Der Nationalstolz auf Äthiopien ist auch in Tigray enorm – aber ebenso die Identifikation mit den tigrinischen Führern und der kämpferischen Geschichte der Region. Die Bevölkerung in Tigray steht weitgehend hinter den lokalen Machthabern. Die Erinnerung an den eritreisch-äthiopischen Krieg (1998–2000), in dem viele Familien in Tigray Angehörige verloren haben, sitzt tief. Eine Journalistin aus Addis Abeba, die anonym bleiben will, sagte der woxx, es trage nicht zum Frieden bei, wenn tigrinische Familien nun weitere Angehörige verlören. Mahalet sagt: „Wir sind verwirrt. Tigray ist im Krieg gegen Äthiopien. Wir sind in Addis plötzlich im Ausland. Wir können nur abwarten, wer gewinnt.“

Vergangenen Sonntag gab Abiy Tigray ein Ultimatum von 72 Stunden um aufzugeben, andernfalls werde er Mekelle angreifen lassen. Während es für viele in Äthiopien nur eine Frage der Zeit ist, bis Tigray aufgeben muss, scheint es wahrscheinlicher, dass sich die Provinz nicht einfach militärisch ruhigstellen lässt. Der Konflikt könnte sich weiter in die Bergregionen Tigrays verlagern. Einem Bericht des Magazins „Foreign Policy“ zufolge haben sich Teile der im Norden stationierten äthiopischen Truppen bereits mit den regulären Einheiten der Regionalstreitkräfte Tigrays verbündet.
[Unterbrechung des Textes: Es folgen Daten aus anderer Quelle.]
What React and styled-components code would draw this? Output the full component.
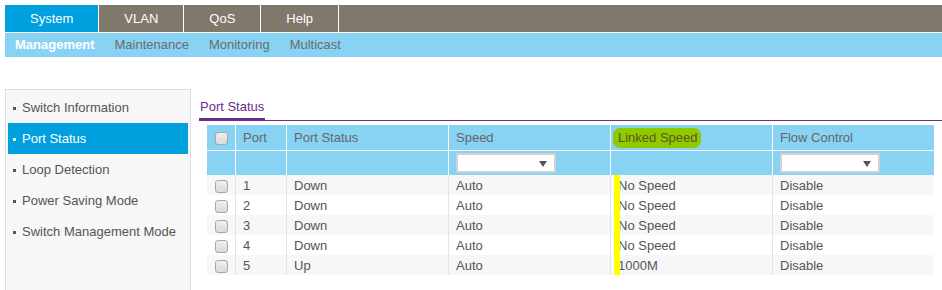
import styled, { createGlobalStyle } from 'styled-components';

const tabs = ['System', 'VLAN', 'QoS', 'Help'];
const subTabs = ['Management', 'Maintenance', 'Monitoring', 'Multicast'];
const menu = [
  'Switch Information',
  'Port Status',
  'Loop Detection',
  'Power Saving Mode',
  'Switch Management Mode',
];
const ports = [
  { port: 1, status: 'Down', speed: 'Auto', linked: 'No Speed', flow: 'Disable' },
  { port: 2, status: 'Down', speed: 'Auto', linked: 'No Speed', flow: 'Disable' },
  { port: 3, status: 'Down', speed: 'Auto', linked: 'No Speed', flow: 'Disable' },
  { port: 4, status: 'Down', speed: 'Auto', linked: 'No Speed', flow: 'Disable' },
  { port: 5, status: 'Up', speed: 'Auto', linked: '1000M', flow: 'Disable' },
];

const App = () => {
  return (
    <>
      <GlobalStyle />
      <Page>
        <TabBar>
          {tabs.map((t, i) => (
            <Tab key={t} active={i === 0}>{t}</Tab>
          ))}
        </TabBar>
        <SubBar>
          {subTabs.map((t, i) => (
            <SubTab key={t} active={i === 0}>{t}</SubTab>
          ))}
        </SubBar>
        <Body>
          <Sidebar>
            {menu.map((m) => (
              <MenuItem key={m} active={m === 'Port Status'}>
                <Bullet />
                {m}
              </MenuItem>
            ))}
          </Sidebar>
          <Main>
            <TitleBar>
              <TitleTab>Port Status</TitleTab>
            </TitleBar>
            <Table>
              <thead>
                <tr>
                  <Th width={28}><CheckBox /></Th>
                  <Th width={51}>Port</Th>
                  <Th width={162}>Port Status</Th>
                  <Th width={162}>Speed</Th>
                  <Th width={162}><Marker>Linked Speed</Marker></Th>
                  <Th width={162}>Flow Control</Th>
                </tr>
                <FilterRow>
                  <Th />
                  <Th />
                  <Th />
                  <Th><SelectBox /></Th>
                  <Th />
                  <Th><SelectBox /></Th>
                </FilterRow>
              </thead>
              <tbody>
                {ports.map((p, i) => (
                  <Row key={p.port} striped={i % 2 === 0}>
                    <Td><CheckBox /></Td>
                    <Td>{p.port}</Td>
                    <Td>{p.status}</Td>
                    <Td>{p.speed}</Td>
                    <LinkedTd>{p.linked}</LinkedTd>
                    <Td>{p.flow}</Td>
                  </Row>
                ))}
              </tbody>
            </Table>
          </Main>
        </Body>
      </Page>
    </>
  );
};

const GlobalStyle = createGlobalStyle`
  html, body {
    margin: 0;
    overflow: hidden;
    background: #fff;
    font-family: "Liberation Sans", Arial, sans-serif;
    font-size: 13px;
  }
`;

const Page = styled.div`
  padding: 5px 0 0 5px;
`;

const TabBar = styled.div`
  display: flex;
  height: 27px;
  background: #81786c;
  border-bottom: 1px solid #fff;
`;

const Tab = styled.div`
  padding: 0 25px;
  line-height: 27px;
  color: #fff;
  border-right: 1px solid #fff;
  background: ${(p) => (p.active ? '#00a0df' : 'transparent')};
`;

const SubBar = styled.div`
  display: flex;
  height: 24px;
  background: #88d3f4;
  padding-left: 0;
`;

const SubTab = styled.div`
  padding: 0 10px;
  line-height: 24px;
  color: ${(p) => (p.active ? '#fff' : '#6b6b6b')};
  font-weight: ${(p) => (p.active ? 'bold' : 'normal')};
`;

const Body = styled.div`
  display: flex;
  gap: 8px;
  margin-top: 32px;
`;

const Sidebar = styled.div`
  box-sizing: border-box;
  width: 186px;
  min-height: 240px;
  padding: 2px;
  background: #f7f7f7;
  border: 1px solid #dedede;
`;

const MenuItem = styled.div`
  display: flex;
  align-items: center;
  gap: 6px;
  height: 31px;
  padding-left: 5px;
  color: ${(p) => (p.active ? '#fff' : '#555')};
  background: ${(p) => (p.active ? '#00a0df' : 'transparent')};
`;

const Bullet = styled.span`
  width: 3px;
  height: 3px;
  background: currentColor;
  margin-top: 1px;
`;

const Main = styled.div`
  flex: 1;
`;

const TitleBar = styled.div`
  display: flex;
  border-bottom: 1px solid #6b2c8f;
  padding-top: 10px;
`;

const TitleTab = styled.div`
  line-height: 16px;
  padding: 0 1px 3px 1px;
  margin-bottom: -1px;
  color: #6b2c8f;
  border-bottom: 3px solid #6b2c8f;
`;

const Table = styled.table`
  table-layout: fixed;
  width: 727px;
  margin: 4px 8px 0 8px;
  border-collapse: separate;
  border-spacing: 0;
  color: #555;
`;

const Th = styled.th`
  box-sizing: border-box;
  width: ${(p) => (p.width ? `${p.width}px` : 'auto')};
  height: 25px;
  padding: 0 7px;
  text-align: left;
  font-weight: normal;
  color: #666;
  background: #88d3f4;
  border-left: 1px solid #fff;

  &:first-child {
    border-left: none;
    text-align: center;
    padding: 0;
  }
`;

const FilterRow = styled.tr`
  th {
    border-top: 1px solid #fff;
  }
`;

const Row = styled.tr`
  background: ${(p) => (p.striped ? '#f7f7f7' : '#fff')};
`;

const Td = styled.td`
  height: 20px;
  padding: 0 7px;
  border-left: 1px solid #e4e4e4;
  white-space: nowrap;

  &:first-child {
    border-left: none;
    text-align: center;
    padding: 0;
  }
`;

const LinkedTd = styled(Td)`
  position: relative;

  &::before {
    content: '';
    position: absolute;
    left: 3px;
    top: 0;
    bottom: 0;
    width: 6px;
    background: #ffff00;
  }
`;

const Marker = styled.span`
  display: inline-block;
  margin-left: -5px;
  padding: 3px 3px 3px 5px;
  line-height: 14px;
  border-radius: 7px;
  background: #8fc900;
  color: #575a1a;
`;

const CheckBox = styled.span`
  display: inline-block;
  box-sizing: border-box;
  width: 13px;
  height: 13px;
  vertical-align: middle;
  border: 1px solid #a8a8a8;
  border-radius: 3px;
  background: linear-gradient(#efefef, #d9d9d9);
`;

const SelectBox = styled.div`
  position: relative;
  box-sizing: border-box;
  width: 100px;
  height: 20px;
  background: #fff;
  border: 2px solid #d2d2d2;

  &::after {
    content: '';
    position: absolute;
    right: 7px;
    top: 6px;
    border-left: 4px solid transparent;
    border-right: 4px solid transparent;
    border-top: 6px solid #555;
  }
`;

export default App;
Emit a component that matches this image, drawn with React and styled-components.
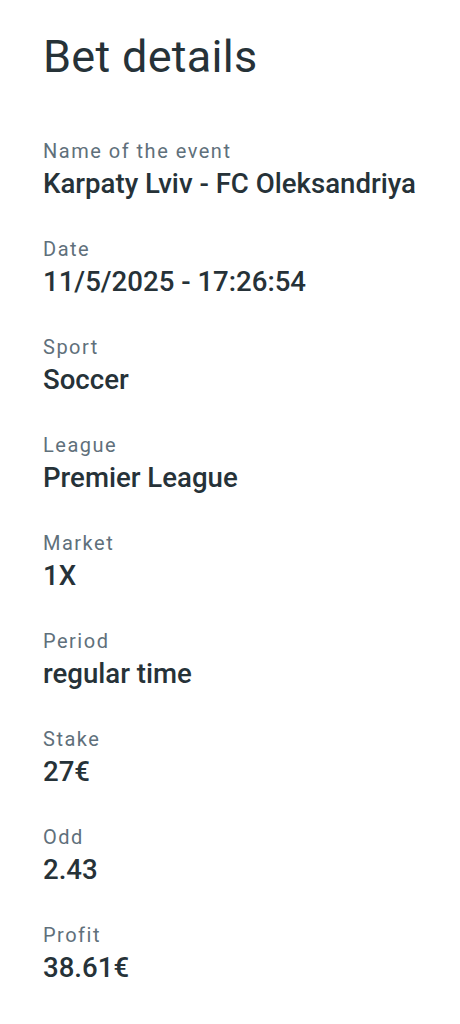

So besteht große Sorge vor einer Ausweitung des Konflikts. Die Regierung von Tigray hatte bereits bestätigt, den Flughafen in Asmara, der Hauptstadt Eritreas bombardiert zu haben. Sie wirft eritreischen Truppen vor, die äthiopischen Truppen zu unterstützen. Auch Flughäfen in der benachbarten Region Amhara wurden von Tigray aus angegriffen.

Das Eintreten einer humanitären Katastrophe ist absehbar. In Tigray stünde eigentlich bald die Ernte bevor, die Vorräte aus der vorigen sind weitgehend aufgebraucht. Wieder einmal ist es die verarmte Landbevölkerung, die leidet. Diese hat auch in Tigray nicht von der langen Herrschaft der TPLF profitiert.

* Name von der Redaktion geändert.
Madlen Hornung arbeitet als Wissenschaftlerin und freie Journalistin.